Wednesday, February 7, 2018

Mile Repeats

This blog is ostensibly about running, so I thought I would forgo the pine warblers and the beautiful sunsets today.  We are both behind in our training schedules because of the travel we have had to do, but we are both willing to undergo some hard running to get back on top of thing.  It is always difficult to find that sweet spot in training, between doing too little and doing too much, and especially at my age.  Still, I was originally scheduled to run some mile repeats today, and so I set out to do so on Fort Macon Road, which last time I checked did not have mile and quarter-mile splits painted on the pavement as our route in Highlands does.

It was a beautiful day!  In fact, these first three days have been "beach weather" days, up in the 60s and plenty of sun and a minimum of wind.  So I warmed up for a mile on the 2.5 mile route to Fort Macon, watching my GPS watch carefully, and at mile 1:00 I hit the split button and picked up my pace.  The mile-repeat pace based on my last half marathon training in October (which we had to cancel) was 9:45, so I was pleased to run a 9:37.  After slowing down and getting some water, I returned for the fourth mile, and ran that in 9:57; so my average was 9:47.  "If you can't do math anymore, you may be running too hard!" 

These workouts are something of a challenge, keeping that same steady relentless pace without the benefit of other runners around you.  Because in a race, you can sometimes find someone ahead of you who seems to be running your pace and hook onto him or her.  Or you can try to pick off those ahead of you, one at a time, a technique my friend Morris likes to use.  But here, all by myself on this long flat road, I am running only against myself, testing my own limits, psyching myself up.  I even wore my Boston Marathon shirt today!  "Remember who I am," I kept telling myself.  "I'm Boston Strong!"

 
Coveys of pine warblers kept flying up from the small wind-dwarfed trees along the way (they did manage to fly into this post after all), and I could hear but not see the surf breaking off behind the dunes.

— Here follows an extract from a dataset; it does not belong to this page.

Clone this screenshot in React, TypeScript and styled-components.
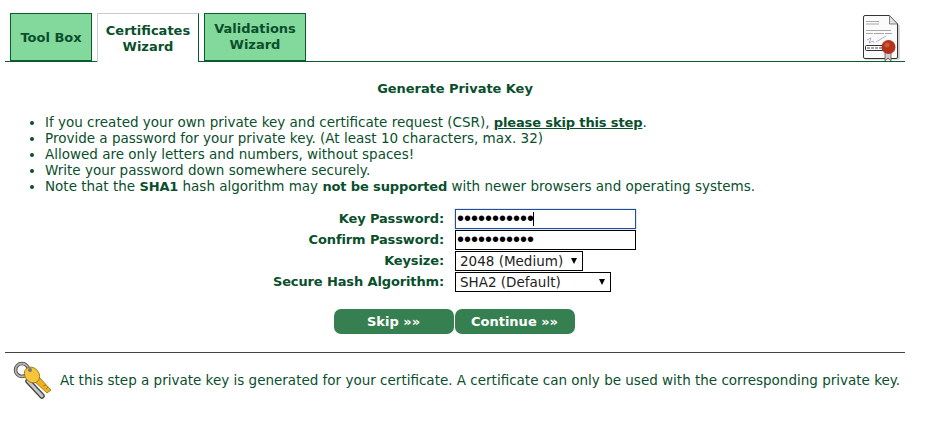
import React from 'react'
import styled, { createGlobalStyle } from 'styled-components'

const GlobalStyle = createGlobalStyle`
  html, body {
    margin: 0;
    background: #fff;
  }
  body {
    font-family: "DejaVu Sans", Verdana, sans-serif;
    font-size: 13.5px;
    color: #0a4f2c;
  }
`

const tabs = [
  { label: 'Tool Box', active: false, width: 82, nudge: 1 },
  { label: 'Certificates Wizard', active: true, width: 102, nudge: 1 },
  { label: 'Validations Wizard', active: false, width: 102, nudge: 0 },
]

function CertificateIcon() {
  return (
    <svg width="38" height="46" viewBox="0 0 38 46">
      <path d="M2 2Q2 1 3 1H28L37 10V43Q37 44 36 44H3Q2 44 2 43Z" fill="#d0d0d0" transform="translate(0.800 0.800)" />
      <path d="M1.500 2Q1.500 0.500 3 0.500H27.500L35.500 9V42Q35.500 43.500 34 43.500H3Q1.500 43.500 1.500 42Z" fill="#fbfbfb" stroke="#333" strokeWidth="1" />
      <path d="M27.500 0.500V9H35.500Z" fill="#e2e2e2" stroke="#666" strokeWidth="0.800" />
      <path d="M4 6.500H17M4 9H17M4 15.500H29M4 18.500H11M12 18.500H22M23 18.500H30" stroke="#a8a8a8" strokeWidth="1" />
      <path d="M5 25L9 23L7 28L11 26L12 28M14 27L24 21" stroke="#9a9ab8" strokeWidth="0.800" fill="none" />
      <rect x="3.500" y="30.500" width="20" height="5" rx="1" fill="#fff" stroke="#333" />
      <path d="M5 33H21" stroke="#888" strokeWidth="1.500" strokeDasharray="3 1" />
      <path d="M23 37L23 46L26 43L29 46L29 37Z" fill="#d8c8d8" stroke="#554" strokeWidth="0.800" />
      <circle cx="26.500" cy="32" r="7" fill="#b0351c" />
      <circle cx="25" cy="30" r="2.500" fill="#d4563a" />
    </svg>
  )
}

function KeysIcon() {
  return (
    <svg width="40" height="40" viewBox="0 0 40 40">
      <path d="M15 21L29 36" stroke="#444" strokeWidth="5.500" strokeLinecap="round" />
      <path d="M15 21L29 36" stroke="#c6c6c6" strokeWidth="3" strokeLinecap="round" />
      <circle cx="9" cy="10" r="6.500" fill="none" stroke="#444" strokeWidth="3.500" />
      <circle cx="9" cy="10" r="6.500" fill="none" stroke="#b4b4b4" strokeWidth="1.800" />
      <path d="M21 21L34 33L38 30L26 17Z" fill="#efb21f" stroke="#8f6a10" strokeWidth="0.800" />
      <path d="M30 26L33 25M33 29L35 27" stroke="#8f6a10" strokeWidth="0.800" />
      <ellipse cx="19" cy="15" rx="7" ry="8.500" transform="rotate(-40 19 15)" fill="#f5c63c" stroke="#8f6a10" strokeWidth="0.800" />
      <circle cx="17" cy="10" r="2" fill="#777" />
    </svg>
  )
}

export default function App(): React.JSX.Element {
  const notes = [
    <>
      If you created your own private key and certificate request (CSR), <SkipLink href="#">please skip this step</SkipLink>.
    </>,
    <>Provide a password for your private key. (At least 10 characters, max. 32)</>,
    <>Allowed are only letters and numbers, without spaces!</>,
    <>Write your password down somewhere securely.</>,
    <>
      Note that the <Strong>SHA1</Strong> hash algorithm may <Strong>not be supported</Strong> with newer browsers and operating systems.
    </>,
  ]

  return (
    <Page>
      <GlobalStyle />
      <Header>
        <TabRow>
          {tabs.map((tab) => (
            <Tab key={tab.label} $active={tab.active} $width={tab.width} $nudge={tab.nudge}>
              {tab.label}
            </Tab>
          ))}
        </TabRow>
        <HeaderIcon>
          <CertificateIcon />
        </HeaderIcon>
      </Header>

      <Title>Generate Private Key</Title>

      <NoteList>
        {notes.map((note, index) => (
          <li key={index}>{note}</li>
        ))}
      </NoteList>

      <KeyForm>
        <Label>Key Password:</Label>
        <CaretWrap>
          <TextInput type="password" defaultValue="abcdefghijk" $focused />
        </CaretWrap>
        <Label>Confirm Password:</Label>
        <TextInput type="password" defaultValue="abcdefghijk" />
        <Label>Keysize:</Label>
        <FakeSelect $width={128}>2048 (Medium)</FakeSelect>
        <Label>Secure Hash Algorithm:</Label>
        <FakeSelect $width={156}>SHA2 (Default)</FakeSelect>
      </KeyForm>

      <Buttons>
        <ActionButton>Skip »»</ActionButton>
        <ActionButton>Continue »»</ActionButton>
      </Buttons>

      <Divider />

      <Footer>
        <KeysIcon />
        <span>At this step a private key is generated for your certificate. A certificate can only be used with the corresponding private key.</span>
      </Footer>
    </Page>
  )
}

const Page = styled.div`
  width: 900px;
  margin-left: 5px;
`

const Header = styled.div`
  padding: 13px 0 0 5px;
  height: 48px;
  border-bottom: 1px solid #0a5c2e;
  display: flex;
  justify-content: space-between;
`

const TabRow = styled.div`
  display: flex;
  gap: 5px;
`

const Tab = styled.div<{ $active: boolean; $width: number; $nudge: number }>`
  width: ${(p) => p.$width}px;
  height: ${(p) => (p.$active ? 49 : 48)}px;
  box-sizing: border-box;
  display: flex;
  align-items: center;
  justify-content: center;
  text-align: center;
  font-weight: bold;
  font-size: 13px;
  line-height: 16px;
  padding: ${(p) => p.$nudge}px 6px 0;
  color: #0a4f2c;
  background: ${(p) => (p.$active ? '#fff' : '#83d89c')};
  border: 1px solid #0a5c2e;
  border-bottom: ${(p) => (p.$active ? 'none' : '1px solid #0a5c2e')};
  ${(p) => p.$active && 'border-left-color: #c5ced6; border-top-color: #c5ced6;'}
`

const HeaderIcon = styled.div`
  margin-right: 5px;
  margin-top: 2px;
  height: 46px;
`

const Title = styled.h1`
  margin: 19px 0 0;
  font-size: 13px;
  letter-spacing: -0.05px;
  line-height: 16px;
  font-weight: bold;
  text-align: center;
`

const NoteList = styled.ul`
  margin: 17px 0 0;
  padding: 0 0 0 40px;
  line-height: 16px;
`

const Strong = styled.b`
  font-size: 13px;
  line-height: 1;
  letter-spacing: -0.13px;
`

const SkipLink = styled.a`
  font-size: 13px;
  line-height: 1;
  letter-spacing: -0.13px;
  font-weight: bold;
  color: #0a4f2c;
  text-decoration: underline;
`

const KeyForm = styled.div`
  margin-top: 14px;
  display: grid;
  grid-template-columns: 439px auto;
  grid-auto-rows: 21px;
  column-gap: 11px;
  align-items: center;
`

const Label = styled.label`
  font-size: 13px;
  letter-spacing: -0.13px;
  font-weight: bold;
  text-align: right;
`

const CaretWrap = styled.div`
  position: relative;
  height: 20px;

  &::after {
    content: '';
    position: absolute;
    left: 78px;
    top: 3px;
    width: 1px;
    height: 14px;
    background: #000;
  }
`

const TextInput = styled.input<{ $focused?: boolean }>`
  display: block;
  width: 181px;
  height: 20px;
  box-sizing: border-box;
  padding: 0 1px;
  border: 1px solid #000;
  outline: none;
  font-family: "Liberation Sans", Arial, sans-serif;
  font-size: 20px;
  ${(p) => p.$focused && 'border-color: #1f4f9c; box-shadow: 0 0 1px #4a78c8;'}
`

const FakeSelect = styled.div<{ $width: number }>`
  width: ${(p) => p.$width}px;
  height: 20px;
  box-sizing: border-box;
  border: 1px solid #000;
  padding-left: 4px;
  line-height: 18px;
  color: #222;
  position: relative;

  &::after {
    content: '';
    position: absolute;
    right: 5px;
    top: 6px;
    border-left: 3px solid transparent;
    border-right: 3px solid transparent;
    border-top: 6px solid #000;
  }
`

const Buttons = styled.div`
  margin-top: 17px;
  margin-left: -2px;
  display: flex;
  justify-content: center;
  gap: 1px;
`

const ActionButton = styled.button`
  width: 120px;
  height: 25px;
  padding: 0;
  border: none;
  border-radius: 7px;
  background: #357f50;
  color: #fff;
  font-family: "DejaVu Sans", Verdana, sans-serif;
  font-size: 13px;
  font-weight: bold;
`

const Divider = styled.hr`
  margin: 18px 0 0;
  border: none;
  border-top: 1px solid #444;
`

const Footer = styled.div`
  margin-top: 7px;
  padding-left: 8px;
  display: flex;
  align-items: center;
  gap: 7px;
  white-space: nowrap;
`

Martha, too, had run five miles, and she seemed to take some delight in reporting that she, too, had picked up the pace in the third mile . . . and ran a 9:14.  Well, that is to be expected.  She is officially a faster runner than I am, and I am proud of her!  And she told me that, even though she is even farther behind in her long runs than I am, she hopes to try the half marathon herself in a little over three weeks, rather than the 5-K or 10-K.  We both realize that we are pushing our training, straining it to the limit, and now is the time to be vigilant for any signs of potential injury.

This afternoon I realized that I wanted something a little lighter to read than the Wallace Stevens biography I am slowly going through.  So I decided to try the first in the Rebus series by Ian Rankin, recommended by my mystery-reading friend Fred.  We drove to Morehead City and visited the wonderful Webb Memorial library.  The building is a marvel, comfortable chairs and sofas spaced around its many wood-floored old rooms as if they belonged in someone's home.


Martha told me that one room reminder her of something you might stumble on in the Grove Park Inn.  A man in the corner had settled down to read all afternoon.


I actually found that book I wanted in a sister library in Beaufort, just across the river, which was not as photogenic but seemed to have twice as many books.  And then we walked down on the beach to the pier as another beautiful sunset began to settled into the sea and into this post.